Harry Reid To Push New Bill Restoring Unemployment Benefits

WASHINGTON -- Senate Majority Leader Harry Reid (D-Nev.) will introduce new legislation Tuesday to restore long-term unemployment insurance for 2 million workers.

According to an aide, the bill would reauthorize the compensation for six months retroactive to Dec. 28th, when the benefits lapsed for 1.3 million workers (more claimants have become eligible for federal benefits since then). Reid's plan is to use savings from the recently passed farm bill in order to offset the cost of the measure and win Republican support.

Several Republican senators have said they support reauthorizing the benefits, but only if the cost is offset -- and it has to be offset in a way that they like. It's unclear if farm bill savings will win them over.

"We're in this gray area from Republicans where we get positive signals but they refuse to commit," the aide said. "We're basically willing to compromise on every aspect of this to get this done."

In addition to offsets, Republicans have demanded reforms to the unemployment insurance system, such as new rules to ban millionaires from receiving benefits and to prohibit unemployment claimants from simultaneously receiving Social Security Disability Insurance.

To that end, the aide said Reid would allow Republicans to offer at least four amendments, though it's not yet clear whether amendments would need 50 or 60 votes to pass. In January, Reid allowed Republican amendments to an ill-fated unemployment bill, but Senate Minority Leader Mitch McConnell (R-Ky.) complained Reid's 60-vote threshold meant the outcome had been "fixed."

The new legislation could come up for a vote next week. The last time the Senate voted on jobless pay, Democrats fell one Republican vote short of advancing the legislation. Even if the Senate approved a bill, the House of Representatives is another story.

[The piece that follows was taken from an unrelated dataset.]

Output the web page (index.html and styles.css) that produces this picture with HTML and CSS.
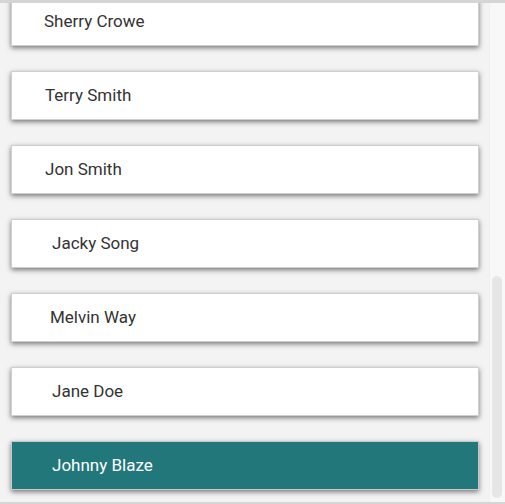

"Families aren’t going out for spaghetti and meatballs anymore. They aren’t buying their kids new jeans or backpacks. Purchases that once seemed like modest treats have become unaffordable luxuries," Reid said on the Senate floor last month, lamenting the struggles of the middle class. "Restoring unemployment benefits is by no means enough to secure our shrinking middle class. But it is a good first step."